The second aspect that I propose for your reflection is the relationship between sacred song and the new evangelization. The conciliar constitution on the liturgy recalls the importance of sacred music in the mission “ad gentes” and calls for an appreciation of the musical traditions of different peoples (cf. 119). But also precisely in countries, such as Italy, where evangelization occurred centuries ago, sacred music – with its own great tradition, which is our western culture – can and does have a relevant task of assisting in the rediscovery of God, a return to the Christian message and the mysteries of the faith. We think of the celebrated experience of Paul Claudel, the French poet, who converted listening signing of the Magnificat during the Christmas vespers at the Cathedral of Notre Dame in Paris: “At that moment,” he writes, “there occurred the event that dominated my entire life. In twinkling my heart was touched and I believed. I believed with such a powerful adherence, with such an elevation of my whole being, with such a strong conviction, in a certainty that did not leave space for any sort of doubt that, after that moment, no reasoning, no circumstance of my troubled life, was able to shake or touch my faith.”

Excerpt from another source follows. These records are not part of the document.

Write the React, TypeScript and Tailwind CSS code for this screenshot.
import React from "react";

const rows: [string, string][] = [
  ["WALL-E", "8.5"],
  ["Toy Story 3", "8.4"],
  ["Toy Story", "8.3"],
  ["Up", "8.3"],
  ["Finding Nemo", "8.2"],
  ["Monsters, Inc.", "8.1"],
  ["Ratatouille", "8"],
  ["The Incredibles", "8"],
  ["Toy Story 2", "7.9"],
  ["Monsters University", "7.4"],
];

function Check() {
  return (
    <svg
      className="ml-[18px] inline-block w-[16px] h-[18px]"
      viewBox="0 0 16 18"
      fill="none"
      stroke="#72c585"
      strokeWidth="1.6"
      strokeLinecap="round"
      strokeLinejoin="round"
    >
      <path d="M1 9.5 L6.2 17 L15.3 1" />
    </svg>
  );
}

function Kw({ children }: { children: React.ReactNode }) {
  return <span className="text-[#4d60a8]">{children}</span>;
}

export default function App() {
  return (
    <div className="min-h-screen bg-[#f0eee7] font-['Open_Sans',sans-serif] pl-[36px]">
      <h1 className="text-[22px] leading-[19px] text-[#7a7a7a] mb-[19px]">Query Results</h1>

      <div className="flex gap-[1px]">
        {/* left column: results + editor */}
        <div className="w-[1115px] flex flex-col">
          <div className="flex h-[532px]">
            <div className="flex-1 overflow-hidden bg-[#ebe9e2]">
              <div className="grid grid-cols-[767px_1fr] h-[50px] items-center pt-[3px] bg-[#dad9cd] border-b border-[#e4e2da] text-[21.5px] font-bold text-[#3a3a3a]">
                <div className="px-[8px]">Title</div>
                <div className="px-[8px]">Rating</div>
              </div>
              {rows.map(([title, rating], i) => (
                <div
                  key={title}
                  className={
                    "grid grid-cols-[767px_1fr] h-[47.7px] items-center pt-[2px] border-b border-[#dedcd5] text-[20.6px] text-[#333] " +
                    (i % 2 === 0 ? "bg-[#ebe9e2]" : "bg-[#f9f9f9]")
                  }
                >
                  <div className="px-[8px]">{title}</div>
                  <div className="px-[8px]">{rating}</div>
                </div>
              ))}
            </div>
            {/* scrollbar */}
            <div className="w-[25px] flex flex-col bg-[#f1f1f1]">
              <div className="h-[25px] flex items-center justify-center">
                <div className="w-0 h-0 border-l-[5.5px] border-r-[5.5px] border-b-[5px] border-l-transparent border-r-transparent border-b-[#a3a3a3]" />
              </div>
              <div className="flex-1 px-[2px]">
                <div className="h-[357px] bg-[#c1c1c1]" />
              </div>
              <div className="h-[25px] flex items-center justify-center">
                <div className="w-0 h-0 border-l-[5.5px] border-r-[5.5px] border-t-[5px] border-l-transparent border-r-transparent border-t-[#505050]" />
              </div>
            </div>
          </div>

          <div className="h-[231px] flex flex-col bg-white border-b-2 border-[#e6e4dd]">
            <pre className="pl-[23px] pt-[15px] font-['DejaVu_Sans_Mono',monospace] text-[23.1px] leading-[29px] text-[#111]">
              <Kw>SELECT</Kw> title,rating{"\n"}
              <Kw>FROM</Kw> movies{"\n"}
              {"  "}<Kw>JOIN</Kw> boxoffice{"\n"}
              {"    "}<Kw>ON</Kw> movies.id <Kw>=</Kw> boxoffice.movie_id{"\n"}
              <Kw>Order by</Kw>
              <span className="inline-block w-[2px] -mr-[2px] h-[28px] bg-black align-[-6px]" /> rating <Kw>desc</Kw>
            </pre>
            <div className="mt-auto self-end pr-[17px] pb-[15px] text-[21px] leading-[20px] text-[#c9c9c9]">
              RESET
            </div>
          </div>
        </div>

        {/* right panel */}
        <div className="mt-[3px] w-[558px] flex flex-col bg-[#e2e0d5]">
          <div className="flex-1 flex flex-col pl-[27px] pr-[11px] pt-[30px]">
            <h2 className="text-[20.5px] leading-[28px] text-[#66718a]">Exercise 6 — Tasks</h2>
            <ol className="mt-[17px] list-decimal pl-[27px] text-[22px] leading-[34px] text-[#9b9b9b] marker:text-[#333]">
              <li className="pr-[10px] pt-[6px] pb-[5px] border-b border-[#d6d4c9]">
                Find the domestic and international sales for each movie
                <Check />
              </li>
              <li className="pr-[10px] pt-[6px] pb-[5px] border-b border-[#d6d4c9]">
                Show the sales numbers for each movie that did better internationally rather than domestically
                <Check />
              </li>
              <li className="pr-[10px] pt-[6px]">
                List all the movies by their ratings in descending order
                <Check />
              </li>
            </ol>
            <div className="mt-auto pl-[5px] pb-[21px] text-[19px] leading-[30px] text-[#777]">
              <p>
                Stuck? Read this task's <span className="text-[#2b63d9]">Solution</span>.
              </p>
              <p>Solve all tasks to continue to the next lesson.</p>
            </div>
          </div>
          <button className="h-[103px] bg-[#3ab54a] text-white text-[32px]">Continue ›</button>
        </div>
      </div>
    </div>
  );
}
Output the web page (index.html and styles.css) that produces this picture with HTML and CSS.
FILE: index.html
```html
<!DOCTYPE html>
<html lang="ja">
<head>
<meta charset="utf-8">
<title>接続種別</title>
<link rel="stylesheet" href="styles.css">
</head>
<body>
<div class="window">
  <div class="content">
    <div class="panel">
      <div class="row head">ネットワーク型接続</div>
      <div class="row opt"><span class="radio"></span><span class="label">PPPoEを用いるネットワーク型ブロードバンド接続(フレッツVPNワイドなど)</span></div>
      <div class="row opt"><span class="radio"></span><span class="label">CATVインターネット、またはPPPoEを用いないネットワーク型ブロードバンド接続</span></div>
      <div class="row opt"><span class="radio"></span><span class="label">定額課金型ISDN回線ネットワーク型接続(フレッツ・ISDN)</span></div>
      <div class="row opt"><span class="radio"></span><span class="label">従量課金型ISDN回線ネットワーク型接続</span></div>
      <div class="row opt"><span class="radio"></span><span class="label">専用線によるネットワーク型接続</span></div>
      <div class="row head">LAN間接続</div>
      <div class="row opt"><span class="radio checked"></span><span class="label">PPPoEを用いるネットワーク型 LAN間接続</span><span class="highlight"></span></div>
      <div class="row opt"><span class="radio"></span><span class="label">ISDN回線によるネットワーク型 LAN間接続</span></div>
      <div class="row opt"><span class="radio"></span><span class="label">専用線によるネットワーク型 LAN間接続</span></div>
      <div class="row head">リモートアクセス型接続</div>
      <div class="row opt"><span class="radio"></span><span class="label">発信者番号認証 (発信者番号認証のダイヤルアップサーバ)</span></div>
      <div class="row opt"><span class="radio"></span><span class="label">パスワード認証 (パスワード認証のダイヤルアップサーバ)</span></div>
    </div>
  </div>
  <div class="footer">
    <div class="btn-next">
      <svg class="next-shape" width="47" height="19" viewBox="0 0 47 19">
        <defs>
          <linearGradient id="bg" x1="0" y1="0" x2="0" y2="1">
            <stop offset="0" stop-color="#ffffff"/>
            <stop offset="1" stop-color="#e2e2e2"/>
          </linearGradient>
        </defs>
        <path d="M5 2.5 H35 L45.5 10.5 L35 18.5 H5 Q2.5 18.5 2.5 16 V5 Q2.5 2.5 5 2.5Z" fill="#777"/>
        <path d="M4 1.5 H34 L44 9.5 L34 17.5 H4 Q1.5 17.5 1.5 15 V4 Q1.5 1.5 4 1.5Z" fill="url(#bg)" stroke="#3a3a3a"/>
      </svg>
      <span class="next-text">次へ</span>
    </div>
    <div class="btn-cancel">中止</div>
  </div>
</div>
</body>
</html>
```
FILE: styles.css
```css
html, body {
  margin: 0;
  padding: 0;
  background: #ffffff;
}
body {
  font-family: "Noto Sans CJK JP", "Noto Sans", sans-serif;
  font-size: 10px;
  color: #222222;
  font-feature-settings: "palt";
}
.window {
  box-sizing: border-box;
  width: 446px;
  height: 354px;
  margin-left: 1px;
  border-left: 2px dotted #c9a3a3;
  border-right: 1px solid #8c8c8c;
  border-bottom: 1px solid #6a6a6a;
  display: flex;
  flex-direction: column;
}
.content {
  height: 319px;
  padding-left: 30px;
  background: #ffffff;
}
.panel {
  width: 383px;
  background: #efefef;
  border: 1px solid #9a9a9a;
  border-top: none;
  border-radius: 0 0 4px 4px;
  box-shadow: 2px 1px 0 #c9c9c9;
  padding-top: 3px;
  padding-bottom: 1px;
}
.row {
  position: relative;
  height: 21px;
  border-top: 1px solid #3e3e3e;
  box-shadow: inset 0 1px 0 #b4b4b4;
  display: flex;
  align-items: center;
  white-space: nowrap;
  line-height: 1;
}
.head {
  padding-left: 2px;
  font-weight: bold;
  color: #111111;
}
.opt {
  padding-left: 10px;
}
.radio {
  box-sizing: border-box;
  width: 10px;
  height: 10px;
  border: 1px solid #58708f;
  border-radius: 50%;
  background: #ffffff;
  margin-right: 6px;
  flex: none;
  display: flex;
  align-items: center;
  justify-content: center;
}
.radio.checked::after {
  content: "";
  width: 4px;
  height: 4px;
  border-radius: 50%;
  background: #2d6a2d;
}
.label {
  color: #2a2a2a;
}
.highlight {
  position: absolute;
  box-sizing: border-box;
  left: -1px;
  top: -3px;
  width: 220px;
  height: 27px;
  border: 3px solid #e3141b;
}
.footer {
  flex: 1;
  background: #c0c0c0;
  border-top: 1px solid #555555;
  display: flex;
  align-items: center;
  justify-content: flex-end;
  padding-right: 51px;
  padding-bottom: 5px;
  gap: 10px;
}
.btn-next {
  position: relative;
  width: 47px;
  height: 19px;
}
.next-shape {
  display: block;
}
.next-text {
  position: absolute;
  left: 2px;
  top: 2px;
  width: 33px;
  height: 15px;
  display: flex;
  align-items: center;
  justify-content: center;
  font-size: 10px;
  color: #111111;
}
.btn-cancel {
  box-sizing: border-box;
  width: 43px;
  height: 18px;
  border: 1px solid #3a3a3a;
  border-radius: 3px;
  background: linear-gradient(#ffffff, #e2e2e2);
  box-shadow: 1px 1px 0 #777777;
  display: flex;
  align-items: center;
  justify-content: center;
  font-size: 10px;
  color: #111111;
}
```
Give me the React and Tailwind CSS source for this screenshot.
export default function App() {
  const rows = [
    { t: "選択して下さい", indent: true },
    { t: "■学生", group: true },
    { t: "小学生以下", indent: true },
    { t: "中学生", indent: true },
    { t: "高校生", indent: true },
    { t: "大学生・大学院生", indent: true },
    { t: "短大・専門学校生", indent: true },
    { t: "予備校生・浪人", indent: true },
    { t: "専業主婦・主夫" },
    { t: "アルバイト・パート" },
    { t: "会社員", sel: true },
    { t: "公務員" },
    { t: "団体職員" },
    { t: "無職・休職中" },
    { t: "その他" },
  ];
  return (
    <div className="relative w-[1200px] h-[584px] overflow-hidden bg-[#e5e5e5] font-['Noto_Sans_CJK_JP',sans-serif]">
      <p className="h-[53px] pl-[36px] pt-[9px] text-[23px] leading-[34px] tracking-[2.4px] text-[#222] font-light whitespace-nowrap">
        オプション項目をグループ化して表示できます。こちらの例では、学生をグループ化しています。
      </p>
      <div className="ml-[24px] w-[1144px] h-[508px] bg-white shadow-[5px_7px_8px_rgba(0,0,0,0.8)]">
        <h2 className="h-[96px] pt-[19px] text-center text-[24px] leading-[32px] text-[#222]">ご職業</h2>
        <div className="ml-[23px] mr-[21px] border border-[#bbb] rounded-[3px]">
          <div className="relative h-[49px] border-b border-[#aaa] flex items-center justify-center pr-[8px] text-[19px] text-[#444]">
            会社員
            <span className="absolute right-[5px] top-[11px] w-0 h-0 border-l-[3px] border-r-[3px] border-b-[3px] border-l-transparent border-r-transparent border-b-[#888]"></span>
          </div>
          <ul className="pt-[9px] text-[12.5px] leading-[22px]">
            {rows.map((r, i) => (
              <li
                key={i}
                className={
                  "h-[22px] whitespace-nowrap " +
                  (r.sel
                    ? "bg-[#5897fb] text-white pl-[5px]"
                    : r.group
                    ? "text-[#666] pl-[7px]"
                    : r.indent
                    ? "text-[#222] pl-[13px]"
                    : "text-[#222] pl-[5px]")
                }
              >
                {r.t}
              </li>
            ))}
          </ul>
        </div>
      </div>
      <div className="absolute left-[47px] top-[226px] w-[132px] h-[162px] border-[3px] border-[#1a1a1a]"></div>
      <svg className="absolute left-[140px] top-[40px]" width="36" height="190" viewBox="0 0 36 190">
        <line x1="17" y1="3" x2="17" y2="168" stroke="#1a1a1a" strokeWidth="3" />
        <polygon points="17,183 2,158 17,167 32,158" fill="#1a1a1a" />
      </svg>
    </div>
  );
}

But we need not have recourse to illustrious persons to think of how many people have been touched in their depths of their soul listening to sacred music; and of how many more have felt themselves newly drawn to God by the beauty of liturgical music like Claudel. And, here dear friends, you have an important role: work to improve the quality of liturgical song with being afraid to recover and value the great musical tradition of the Church, which has in Gregorian Chant and polyphony two of its highest expressions, as Vatican II itself states (cf. “Sacrosanctum Concilium,” 116). And I would like to stress that the active participation of the whole people of God in the liturgy does not consist only in speaking, but in listening, in welcoming the Word with the senses and the spirit, and this holds also for sacred music. You, who have the gift of song can make the heart of many people sing in liturgical celebrations.
Dear friends, it is my wish that in Italy liturgical music will ascend ever higher to worthily praise the Lord and to show how the Church is the place in which beauty is at home. Thanks once again to all of you for this meeting! Thank you.